Years of shift work coupled with developing a chronic illness put my childlike wonder to rest for many years. Tired and weary, pained and anxious I moved through the motions of those years with hope mixed with anguish. There simply wasn’t the motivation to put pen to paper. Looking back in reflection I can see those years more clearly. During them the fog was too thick. What would I have written? It’s far more beautiful to write this side of pain where those beads of hope have morphed into joy.
It wasn’t until very recently that I happened by accident to trip over my long lost love. I desperately felt like I had a story to tell. I didn’t quite care how I expressed it though. Instead, all I was aware of, was my longing to spill words onto the page so that I could bare my heart and journey with family and friends.
My desire was to provide a glimmer of hope to others who had suffered from depression and anxiety or chronic illness and express to them (from the other side of despair) that their future could be brighter. The words themselves seemed rather trivial.
In baring my soul I not only was able to open up about my experiences with grief and frustration to encourage others but I met an old friend in the process.
My friend was exuberant. I had released her from seemingly endless years of abandonment. We’ve since rekindled our friendship and the relationship has blossomed. Imagination never left, I left her and wandered out into the world boldly, ready to tackle the days with wit and logic and maturity.
Imagination and I did meet occasionally, in passing, when my nieces were born. We’d catch up over coffee and create scrap books and drawings and sewing and poetry. My heart sang for joy. I loved those occasions where an old friend and I explored and dabbled and reminisced. The moments were simply too few and far between.
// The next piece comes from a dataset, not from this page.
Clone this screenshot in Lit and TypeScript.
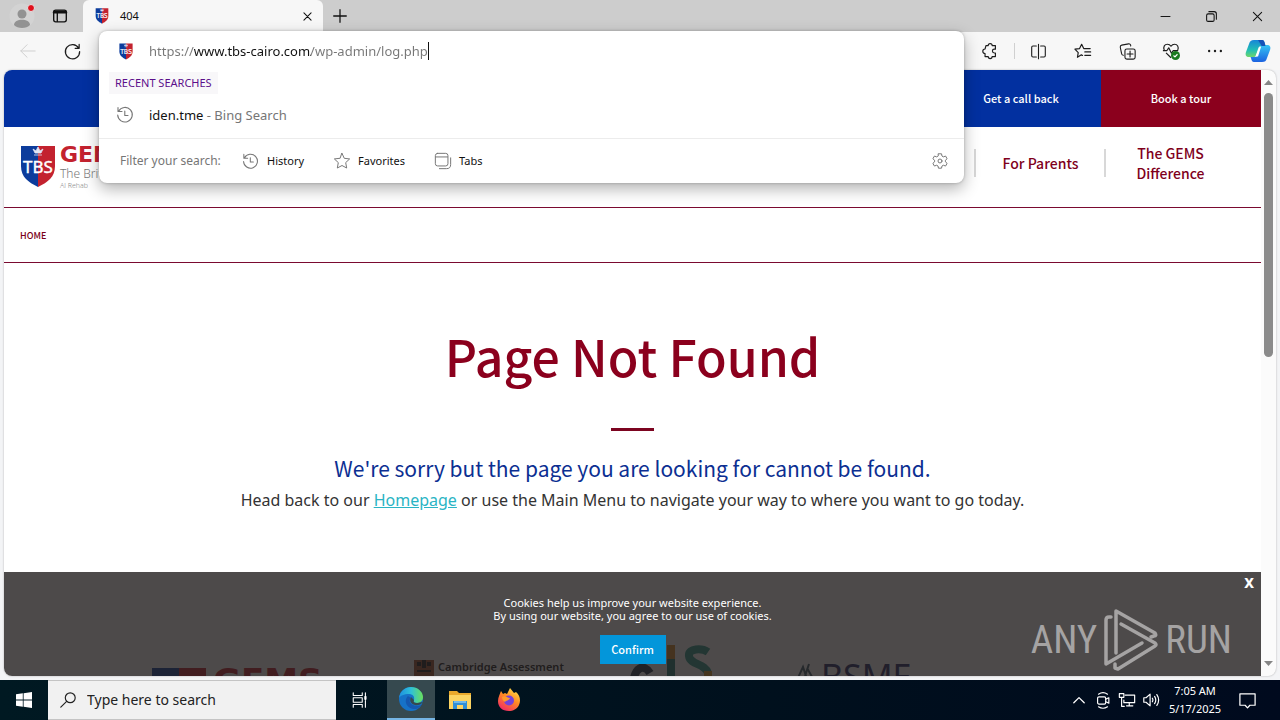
import { LitElement, html, css, svg } from "lit";
import { customElement } from "lit/decorators.js";

const line = (size: number, body: unknown, width = 1.1) => html`
  <svg width=${size} height=${size} viewBox="0 0 20 20" fill="none" stroke="currentColor"
    stroke-width=${width} stroke-linecap="round" stroke-linejoin="round" aria-hidden="true">${body}</svg>`;

const icons = {
  workspaces: svg`<rect x="3" y="3.500" width="14" height="13" rx="2.200"/><path d="M3 6h14M3.500 5h13" stroke-width="2.200"/><path d="M7 6v10"/>`,
  back: svg`<path d="M18 10H2M9 3l-7 7 7 7"/>`,
  reload: svg`<path d="M16.500 6.500A7.500 7.500 0 1 0 17.500 10M17 2.500v4.200h-4.200"/>`,
  close: svg`<path d="M4.500 4.500l11 11M15.500 4.500l-11 11"/>`,
  plus: svg`<path d="M10 3v14M3 10h14"/>`,
  minimise: svg`<path d="M4 10h12"/>`,
  restore: svg`<rect x="3.500" y="6.500" width="10" height="10" rx="2"/><path d="M6.500 3.500h7a3 3 0 0 1 3 3v7"/>`,
  puzzle: svg`<path d="M5.500 4H8a2.200 2.200 0 0 1 4.400 0H16v4h-1.200a2.100 2.100 0 0 0 0 4.200H16v4h-3.600a2.200 2.200 0 0 1-4.400 0H4.500v-3.400a2.200 2.200 0 0 1 0-5z"/>`,
  split: svg`<path d="M7.500 3.500h-4a1.500 1.500 0 0 0-1.500 1.500v10a1.500 1.500 0 0 0 1.500 1.500h4M12.500 3.500h4a1.500 1.500 0 0 1 1.500 1.500v10a1.500 1.500 0 0 1-1.500 1.500h-4M10 1.500v17"/>`,
  favourites: svg`<path d="M9.500 15l-1.300-.7-4.400 2.700.9-5.100L1 8l5.200-.7L8.500 2.500 10.800 7.300H18M12 11h6.500M12 14.800h6.500"/>`,
  collections: svg`<rect x="7" y="7" width="12" height="12" rx="2.200"/><path d="M13 9.500v7M9.500 13h7M5 14.500a2.600 2.600 0 0 1-2-2.200L1.500 5A2.200 2.200 0 0 1 3.200 2.500l8-1.500a2.200 2.200 0 0 1 2.600 2.500"/>`,
  more: svg`<g fill="currentColor" stroke="none"><circle cx="3.500" cy="10" r="1.300"/><circle cx="10" cy="10" r="1.300"/><circle cx="16.500" cy="10" r="1.300"/></g>`,
  history: svg`<path d="M3.600 6.200A7.300 7.300 0 1 1 2.700 10M3 2.500v4h4M9.800 6v4.500h3.200"/>`,
  star: svg`<path d="M10 1.500l2.500 5.500 6 .7-4.400 4.100 1.100 6L10 15l-5.200 2.800 1.100-6L1.500 7.700l6-.7z"/>`,
  tabs: svg`<rect x="1.500" y="1.500" width="14" height="14" rx="2.500"/><path d="M2 5.500h13M6 18.500h8a4.500 4.500 0 0 0 4.500-4.500V6.500"/>`,
  gear: svg`<circle cx="10" cy="10" r="2.200"/><path d="M8.300 2h3.400l.5 2.500 1.500.9 2.500-.9 1.700 3-1.900 1.700v1.700l1.900 1.700-1.700 3-2.500-.9-1.500.9-.5 2.400H8.300l-.5-2.400-1.500-.9-2.500.9-1.700-3L4 10.900V9.200L2.100 7.500l1.700-3 2.500.9 1.500-.9z"/>`,
  search: svg`<circle cx="12.500" cy="7.500" r="5.500"/><path d="M8.500 11.500L2 18"/>`,
  taskview: svg`<path d="M2.500 2v3h10V2M2.500 18v-3h10v3M2.500 7.500h10v5h-10zM16 2v3M16 10.500V18"/><path d="M16 6.500v2.500" stroke-width="2.500"/>`,
  chevron: svg`<path d="M3.500 13.500L10 7l6.500 6.500"/>`,
  meet: svg`<rect x="4" y="6.500" width="9" height="8" rx="1.500"/><path d="M13 9l3.500-1.500v6L13 12M5 3.500c3-2 7-2 10 0M5 17.500c3 2 7 2 10 0"/>`,
  network: svg`<path d="M8 4.500h10.500v8.500H6.500V10M9.500 16.500h7M12.500 13v3.500M1.500 3h5v4h-5zM4 7v10h3"/>`,
  volume: svg`<path d="M2 7.500h2.500L9 3.500v13L4.500 12.500H2zM11.500 8q1.200 2 0 4M14 6q2.600 4 0 8M16.500 4q4 6 0 12"/>`,
  note: svg`<path d="M2 3h16v12h-5.500L10 17.800 7.500 15H2z"/>`,
};

const shield = (w: number, h: number) => html`
  <svg width=${w} height=${h} viewBox="0 0 36 43" aria-hidden="true">
    <path d="M1 1h17v41C8 37 1 32 1 21z" fill="#0c3c9c"/>
    <path d="M18 1h17v20c0 11-7 16-17 21z" fill="#c3222f"/>
    <path d="M13 4l2 4h6l2-4-3 2-2-4-2 4zM14 10h8" fill="#dfe5f5" stroke="#dfe5f5" stroke-width=".8"/>
    <text x="18" y="28" text-anchor="middle" font-family="Noto Sans, sans-serif" font-size="17" fill="#fff" stroke="#fff" stroke-width=".4">TBS</text>
  </svg>`;

@customElement("browser-tabs")
class BrowserTabs extends LitElement {
  static styles = css`
    :host { display: flex; align-items: stretch; height: 32px; background: #cdcdcd; }
    button { border: 0; background: none; padding: 0; display: grid; place-items: center; color: #111; width: 46px; }
    .profile { width: 44px; }
    .spaces { width: 32px; }
    .tab { display: flex; align-items: center; width: 240px; margin-left: 7px; padding-left: 12px; box-sizing: border-box;
      background: #f7f7f7; border-radius: 6px 6px 0 0; font: 11px/16px "Noto Sans", sans-serif; color: #111; }
    .tab span { flex: 1; padding-left: 11px; }
    .tab button { width: 32px; height: 32px; }
    .new { width: 34px; }
    .window { margin-left: auto; display: flex; }
  `;
  render() {
    return html`
      <button class="profile" aria-label="Profile">
        <svg width="26" height="28" viewBox="0 0 26 28"><circle cx="13" cy="14" r="12.500" fill="#d3d3d3"/>
          <circle cx="13" cy="12" r="4.500" fill="#929292"/><path d="M5 23c0-7 16-7 16 0-3 4-13 4-16 0z" fill="#929292"/>
          <circle cx="22" cy="6" r="3.500" fill="#e0101c" stroke="#e4e4e4"/></svg>
      </button>
      <button class="spaces" aria-label="Workspaces">${line(18, icons.workspaces, 1.5)}</button>
      <div class="tab">${shield(14, 16)}<span>404</span><button aria-label="Close tab">${line(13, icons.close, 1.6)}</button></div>
      <button class="new" aria-label="New tab">${line(18, icons.plus, 1.4)}</button>
      <div class="window">
        <button aria-label="Minimise">${line(15, icons.minimise, 1.3)}</button>
        <button aria-label="Restore">${line(15, icons.restore, 1.4)}</button>
        <button aria-label="Close window">${line(15, icons.close, 1.4)}</button>
      </div>`;
  }
}

@customElement("browser-toolbar")
class BrowserToolbar extends LitElement {
  static styles = css`
    :host { display: flex; align-items: center; height: 38px; background: #f7f7f7; }
    button { border: 0; background: none; padding: 0; display: grid; place-items: center; color: #1d1d1d; width: 44px; height: 38px; }
    .back { color: #cfcfcf; width: 56px; }
    .reload { width: 32px; }
    .actions { margin-left: auto; display: flex; align-items: center; }
    .ext { width: 42px; }
    .rule { width: 1px; height: 16px; background: #d0d0d0; margin-left: 3px; }
    .split { width: 46px; }
    .copilot { width: 43px; padding-right: 1px; }
  `;
  render() {
    return html`
      <button class="back" aria-label="Back">${line(18, icons.back)}</button>
      <button class="reload" aria-label="Reload">${line(19, icons.reload, 1.3)}</button>
      <div class="actions">
        <button class="ext" aria-label="Extensions">${line(18, icons.puzzle, 1.3)}</button>
        <span class="rule"></span>
        <button class="split" aria-label="Split screen">${line(17, icons.split, 1.3)}</button>
        <button aria-label="Favorites">${line(18, icons.favourites, 1.3)}</button>
        <button aria-label="Collections">${line(17, icons.collections, 1.3)}</button>
        <button aria-label="Browser essentials">
          <svg width="18" height="18" viewBox="0 0 20 20" fill="none" stroke="#1d1d1d" stroke-width="1.300" stroke-linejoin="round">
            <path d="M2.500 9C1 5 3 2.500 6 2.500c2 0 3.200 1 4 2.200.8-1.200 2-2.200 4-2.200 3 0 5 3 3.500 6.500M4.500 12L10 17.500M1 9.500h4.500L7.500 6.500l3 6 2-3H18"/>
            <circle cx="15" cy="15" r="5" fill="#1a7a1f" stroke="none"/><path d="M12.800 15l1.600 1.600 2.800-3" stroke="#fff"/></svg>
        </button>
        <button aria-label="More">${line(18, icons.more)}</button>
        <button class="copilot" aria-label="Copilot">
          <svg width="26" height="26" viewBox="0 0 26 26">
            <defs><linearGradient id="a" x1="0" y1="0" x2="0" y2="1"><stop offset="0" stop-color="#1785d8"/><stop offset=".6" stop-color="#22c0b4"/><stop offset="1" stop-color="#6fd66a"/></linearGradient>
            <linearGradient id="b" x1="0" y1="0" x2="0" y2="1"><stop offset="0" stop-color="#35c4f4"/><stop offset="1" stop-color="#1b62e0"/></linearGradient></defs>
            <path d="M9 2h8c2 0 2.500 2 3 4l.5 2h-4c-2 0-3 1-3.500 3l-2 6c-.5 1.500-1 2-2.500 2H4c-3 0-4-2-3-5L4 6c1-3 2-4 5-4z" fill="url(#a)"/>
            <path d="M17 24H9c-2 0-2.500-2-3-4l-.5-1h4c2 0 3-1 3.500-3l2-6c.5-1.500 1-3 2.500-3H22c3 0 4 2 3 5l-3 8c-1 3-2 4-5 4z" fill="url(#b)"/>
            <path d="M13 2h4c2 0 2.500 2 3 4l.5 2h-4l-1-2z" fill="#1552b8"/>
            <path d="M14.500 9l-4 9.500h2.500l3-9.500z" fill="#fff"/></svg>
        </button>
      </div>`;
  }
}

@customElement("address-panel")
class AddressPanel extends LitElement {
  static styles = css`
    :host { display: block; box-sizing: border-box; background: #fff; border-radius: 8px; color: #111;
      font: 13px/20px "Noto Sans", sans-serif; box-shadow: 0 6px 16px rgba(0,0,0,.3), 0 0 3px rgba(0,0,0,.25); }
    .url { display: flex; align-items: center; height: 40px; padding-left: 20px; }
    label { display: grid; width: 30px; }
    input { field-sizing: content; border: 0; outline: 0; padding: 0; font: inherit; color: transparent;
      background: linear-gradient(90deg, #767676 45px, #111 45px 162px, #767676 162px);
      -webkit-background-clip: text; background-clip: text; }
    .caret { width: 1px; height: 18px; background: #111; }
    .chip { display: inline-block; margin: 1px 0 0 10px; padding: 0 6px; background: #f8f7f9; color: #5c0f8b;
      font-size: 11px; line-height: 22px; vertical-align: top; }
    .hit { display: flex; align-items: center; height: 42px; padding: 0 0 2px 16px; color: #767676; gap: 14px; text-decoration: none; }
    .hit b { font-weight: 400; color: #111; }
    .filters { display: flex; align-items: center; height: 44px; border-top: 1px solid #ececec; padding: 0 15px 0 21px; }
    .filters > span { color: #767676; font-size: 12px; width: 121px; }
    button { display: flex; align-items: center; gap: 7px; border: 0; background: none; padding: 0; font: 11px/16px "Noto Sans", sans-serif;
      color: #111; margin-right: 29px; }
    svg { color: #767676; }
    .gear { margin: 0 0 0 auto; }
  `;
  render() {
    return html`
      <div class="url"><label for="url" aria-label="Address">${shield(14, 17)}</label>
        <input id="url" value="https://www.tbs-cairo.com/wp-admin/log.php" spellcheck="false"><span class="caret"></span></div>
      <span class="chip">RECENT SEARCHES</span>
      <a class="hit" href="#">${line(20, icons.history)}<span><b>iden.tme</b> - Bing Search</span></a>
      <div class="filters"><span>Filter your search:</span>
        <button>${line(19, icons.history)}History</button>
        <button>${line(18, icons.star)}Favorites</button>
        <button>${line(18, icons.tabs)}Tabs</button>
        <button class="gear" aria-label="Settings">${line(18, icons.gear)}</button></div>`;
  }
}

@customElement("school-page")
class SchoolPage extends LitElement {
  static styles = css`
    :host { display: flex; flex-direction: column; position: relative; overflow: hidden; background: #fff;
      font-family: "Noto Sans CJK SC", "Noto Sans", sans-serif; color: #333; }
    a { text-decoration: none; color: inherit; }
    .top { display: flex; justify-content: flex-end; height: 57px; flex: none; background: #0230a0; color: #fff; font: 500 11px/56px "Noto Sans CJK SC", sans-serif; text-align: center; }
    .top a { width: 160px; }
    .tour { background: #8b001d; }
    header { display: flex; align-items: center; justify-content: space-between; height: 80px; flex: none; border-bottom: 1px solid #7a0a30; padding: 0 26px 0 16px; }
    .logo { display: flex; gap: 4px; white-space: nowrap; }
    .logo strong { display: block; font: 700 22px/20px "DejaVu Sans", sans-serif; color: #c3222f; }
    .logo span { display: block; font: 300 12px/17px "Noto Sans", sans-serif; color: #777; }
    .logo small { display: block; font: 300 7px/7px "Noto Sans", sans-serif; color: #888; }
    nav { display: flex; align-items: center; padding-bottom: 8px; }
    nav a { display: flex; align-items: center; justify-content: center; width: 129px; height: 28px; border-left: 2px solid #d8d8d8; margin-left: -1px;
      color: #80001c; font-weight: 500; font-size: 14px; line-height: 20px; text-align: center; }
    .crumb { height: 54px; flex: none; border-bottom: 1px solid #7a0a30; padding-left: 16px; color: #7a0019; font: 500 9px/55px "Noto Sans CJK SC", sans-serif; }
    main { flex: none; text-align: center; height: 393px; box-sizing: border-box; padding-top: 56px; }
    h1 { margin: 0; font-weight: 500; font-size: 50px; line-height: 72px; color: #8b001d; }
    hr { width: 43px; height: 3px; border: 0; margin: 37px auto 25px; background: #7c0420; }
    h2 { margin: 0; font-weight: 400; font-size: 21px; line-height: 25px; color: #0c2f92; }
    p { margin: 0; }
    main p { font: 16px/24px "Noto Sans", sans-serif; padding-top: 7px; }
    main p a { color: #2ab4c4; text-decoration: underline; }
    .partners { display: flex; align-items: flex-start; padding: 0 148px; margin-top: -1px; flex: none; }
    .gems { display: flex; gap: 7px; padding-top: 13px; width: 262px; font: 700 34px/26px "DejaVu Sans", sans-serif; color: #c3222f; }
    .camb { display: flex; gap: 4px; width: 214px; padding-top: 5px; font: 600 11px/14px "Noto Sans", sans-serif; color: #222; }
    .cis { width: 167px; }
    .cis svg { display: block; margin-top: -10px; }
    .bsme { font: 34px/32px "Noto Sans", sans-serif; color: #242a66; display: flex; padding-top: 5px; }
    .cookies { position: absolute; inset: auto 0 0 0; height: 104px; box-sizing: border-box; padding-top: 24px; text-align: center; color: #fff;
      background: rgba(32,29,29,.8); font: 11px/13px "Noto Sans", sans-serif; }
    .ok { margin-top: 13px; width: 66px; height: 29px; border: 0; padding: 0; background: #0396da; color: #fff; font: 500 11px/27px "Noto Sans CJK SC", sans-serif; }
    .shut { position: absolute; top: 1px; right: 6px; border: 0; background: none; color: #fff; padding: 0; font: 800 14px/20px "Noto Sans", sans-serif; width: 12px; }
  `;
  render() {
    return html`
      <div class="top"><a href="#">Get a call back</a><a class="tour" href="#">Book a tour</a></div>
      <header>
        <a class="logo" href="#">${shield(36, 43)}<div><strong>GEMS</strong><span>The British School</span><small>Al Rehab</small></div></a>
        <nav><a href="#">For Parents</a><a href="#"><span>The GEMS<br>Difference</span></a></nav>
      </header>
      <a class="crumb" href="#">HOME</a>
      <main>
        <h1>Page Not Found</h1>
        <hr>
        <h2>We're sorry but the page you are looking for cannot be found.</h2>
        <p>Head back to our <a href="#">Homepage</a> or use the Main Menu to navigate your way to where you want to go today.</p>
      </main>
      <div class="partners">
        <div class="gems"><svg width="54" height="30"><path d="M0 0h27v30H0z" fill="#0c3c9c"/><path d="M27 0h27v30H27z" fill="#c3222f"/></svg>GEMS</div>
        <div class="camb"><svg width="20" height="22" viewBox="0 0 20 22"><path d="M0 0h20v22H0z" fill="#a0522d"/><path d="M3 2h4v4H3zM13 2h4v4h-4zM8 0h4v8H8zM3 10h14v2H3z" fill="#222"/></svg><span>Cambridge Assessment<br>International Education</span></div>
        <div class="cis"><svg width="86" height="40" viewBox="0 0 86 40" fill="none" stroke-width="8">
          <path d="M22 28C16 18 6 22 5 40" stroke="#263a4a"/><path d="M43 0v14" stroke="#d88d28"/><path d="M43 14v26" stroke="#1e7d72"/>
          <path d="M80 7c-6-4-20-4-19 4 1 9 16 7 19 17" stroke="#2d9c8b"/><path d="M80 26v14" stroke="#d89b28"/></svg></div>
        <div class="bsme"><svg width="26" height="30" viewBox="0 0 26 30" fill="none" stroke="#3c5a68" stroke-width="2"><path d="M2 20L8 7l4 12M12 8l8 14M10 16l4-12"/></svg>BSME</div>
      </div>
      <section class="cookies">
        <p>Cookies help us improve your website experience.<br>By using our website, you agree to our use of cookies.</p>
        <button class="ok">Confirm</button>
        <button class="shut" aria-label="Close">X</button>
      </section>`;
  }
}

@customElement("task-bar")
class TaskBar extends LitElement {
  static styles = css`
    :host { display: flex; align-items: stretch; height: 40px; background: linear-gradient(90deg, #001922, #00101d 60%, #000a1e); color: #fff; }
    button { border: 0; background: none; padding: 0; display: grid; place-items: center; color: inherit; width: 49px; }
    .start { width: 48px; }
    .search { display: flex; align-items: center; gap: 10px; width: 288px; box-sizing: border-box; padding-left: 11px; background: #f1f1f1; border: 1px solid #c4c4c4; border-width: 1px 0; color: #222; }
    input { border: 0; outline: 0; padding: 0; background: none; min-width: 0; flex: 1; font: 14px/20px "Noto Sans", sans-serif; }
    input::placeholder { color: #222; opacity: 1; }
    .view { width: 51px; padding-right: 4px; }
    .active { width: 48px; background: #36494f; border-bottom: 2px solid #76b5e4; }
    .tray { margin-left: auto; display: flex; align-items: center; }
    .tray button { width: 24px; height: 40px; }
    .tray .time { width: 64px; font: 11px/18px "Noto Sans", sans-serif; text-align: center; align-content: center; }
    .tray .note { width: 40px; margin-right: 13px; }
  `;
  render() {
    return html`
      <button class="start" aria-label="Start"><svg width="16" height="16" viewBox="0 0 16 16" fill="#fff"><path d="M0 2.200L6.800 1.300v6.300H0zM7.600 1.200L16 0v7.600H7.600zM0 8.400h6.800v6.300L0 13.800zM7.600 8.400H16V16l-8.400-1.200z"/></svg></button>
      <label class="search">${line(18, icons.search, 1.3)}<input placeholder="Type here to search" aria-label="Type here to search"></label>
      <button class="view" aria-label="Task view">${line(18, icons.taskview, 1.2)}</button>
      <button class="active" aria-label="Edge"><svg width="24" height="24" viewBox="0 0 24 24">
        <defs><linearGradient id="e" x1="0" x2="1"><stop offset="0" stop-color="#1d8fe0"/><stop offset=".5" stop-color="#2fc0d8"/><stop offset="1" stop-color="#6be05a"/></linearGradient></defs>
        <circle cx="12" cy="12" r="12" fill="#1672c8"/>
        <path d="M0 11C1 4 6 0 12 0c7 0 12 5 12 10 0 4-3 6-6 6-3 0-4-1-3-3 1-4-2-6-5-6C5 7 1 9 0 11z" fill="url(#e)"/>
        <path d="M9 9c-5 5-1 13 7 13 3 0 5-2 7-5-2 2-6 3-9 1-4-2-4-5-2-7z" fill="#1558b0"/>
        <path d="M12 10c-2 4 0 7 4 8 3 1 6-1 7-2l1-1v3l-4 4-1 2h5v-9l-6 1c-3 0-4-1-3-3z" fill="#36494f"/></svg></button>
      <button aria-label="File Explorer"><svg width="22" height="20" viewBox="0 0 22 20"><path d="M0 1h8l2 2h12v16H0z" fill="#e9a92c"/><path d="M0 5h22v14H0z" fill="#fbd462"/><path d="M4 11h14v8h-4v-4H8v4H4z" fill="#2f8fd6"/><path d="M5 11h12v2H5z" fill="#6fb9ea"/></svg></button>
      <button aria-label="Firefox"><svg width="24" height="24" viewBox="0 0 24 24">
        <defs><linearGradient id="f" x1=".8" y1="0" x2=".2" y2="1"><stop offset="0" stop-color="#ffe14a"/><stop offset=".45" stop-color="#ff8a22"/><stop offset="1" stop-color="#f0246a"/></linearGradient></defs>
        <path d="M4 3l2 3 2-1 2 1 3-6 4 5 2-1c4 3 5 9 3 13-2 4-6 6-10 6C5 23 1 19 1 13 1 9 3 6 4 3z" fill="url(#f)"/>
        <circle cx="12" cy="12.500" r="5" fill="#7442d8"/><path d="M5 9c3-2 5 1 8 1-1 3-4 2-5 4-2-1-3-3-3-5z" fill="#ff9a2a"/></svg></button>
      <div class="tray">
        <button aria-label="Hidden icons">${line(16, icons.chevron, 1.6)}</button>
        <button aria-label="Meet now">${line(18, icons.meet, 1.3)}</button>
        <button aria-label="Network">${line(18, icons.network, 1.3)}</button>
        <button aria-label="Volume">${line(18, icons.volume, 1.3)}</button>
        <button class="time">7:05 AM<br>5/17/2025</button>
        <button class="note" aria-label="Notifications">${line(19, icons.note, 1.3)}</button>
      </div>`;
  }
}

@customElement("app-root")
class AppRoot extends LitElement {
  static styles = css`
    :host { display: flex; flex-direction: column; height: 100vh; position: relative; overflow: hidden; background: #f3f4f6; }
    address-panel { position: absolute; left: 99px; right: 316px; top: 31px; z-index: 2; }
    .frame { flex: 1; min-height: 0; display: flex; margin: 0 4px 4px; border-radius: 8px; overflow: hidden; background: #fbfbfb; box-shadow: 0 0 2px rgba(0,0,0,.3); }
    school-page { flex: 1; min-width: 0; }
    .scroll { width: 15px; display: flex; flex-direction: column; align-items: center; padding: 10px 0 10px; box-sizing: border-box; color: #858585; }
    .thumb { width: 9px; height: 45%; margin-top: 8px; border-radius: 5px; background: #8b8b8b; }
    .down { margin-top: auto; }
    .mark { position: absolute; right: 48px; bottom: 48px; display: flex; align-items: center; gap: 7px; color: #a5a3a3; z-index: 3;
      font: 400 39px/64px "Roboto Condensed", "Open Sans Condensed", "Liberation Sans Narrow", "Roboto", sans-serif; }
  `;
  render() {
    return html`
      <browser-tabs></browser-tabs>
      <browser-toolbar></browser-toolbar>
      <address-panel></address-panel>
      <div class="frame">
        <school-page></school-page>
        <div class="scroll"><svg width="9" height="5"><path d="M0 5L4.500 0 9 5z" fill="currentColor"/></svg><div class="thumb"></div>
          <svg class="down" width="9" height="5"><path d="M0 0h9L4.500 5z" fill="currentColor"/></svg></div>
      </div>
      <task-bar></task-bar>
      <div class="mark"><span>ANY</span>
        <svg width="54" height="62" viewBox="0 0 54 62" fill="none" stroke="#a5a3a3" stroke-width="3.500" stroke-linejoin="round" stroke-linecap="round">
          <path d="M7 8H5q-3 0-3 3v44l36-21"/><path d="M12 44V2l39 22q2 3-1 3l-3 1"/><path d="M11 55v4l3 1 37-23q2-1 0-3L17 15"/></svg>
        <span>RUN</span></div>`;
  }
}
Quite often the days are simply too busy, too rushed, too chaotic for our thoughts to find the opportunity to slip into place. Without quietness and still moments our thoughts can seem cluttered and polluted with the days happenings. Darkness inevitably leads to our eyes getting tired and our bodies weary, but occasionally all those thoughts just want to get themselves organized.
Mine tend to do this just when I’m ready to fall asleep. Just last evening when my thoughts were politely packing themselves into place tetris style, inspiration knocked. This time I joyfully hopped out of bed and snuck out to the lounge to again, eagerly put pen to paper (figuratively of course, Medium gets a girl with the times).
Inspiration is a gift, it can’t be forced like trying on a woolen jumper two sizes to small. I can’t visit it, it just shows up unannounced and declares that my sleep is but a trivial matter at this time of night and we really must get to writing.
I don’t mind at all, the next day, all bleary eyed and slightly groggy I’m more than thrilled to catch up with another friend; coffee.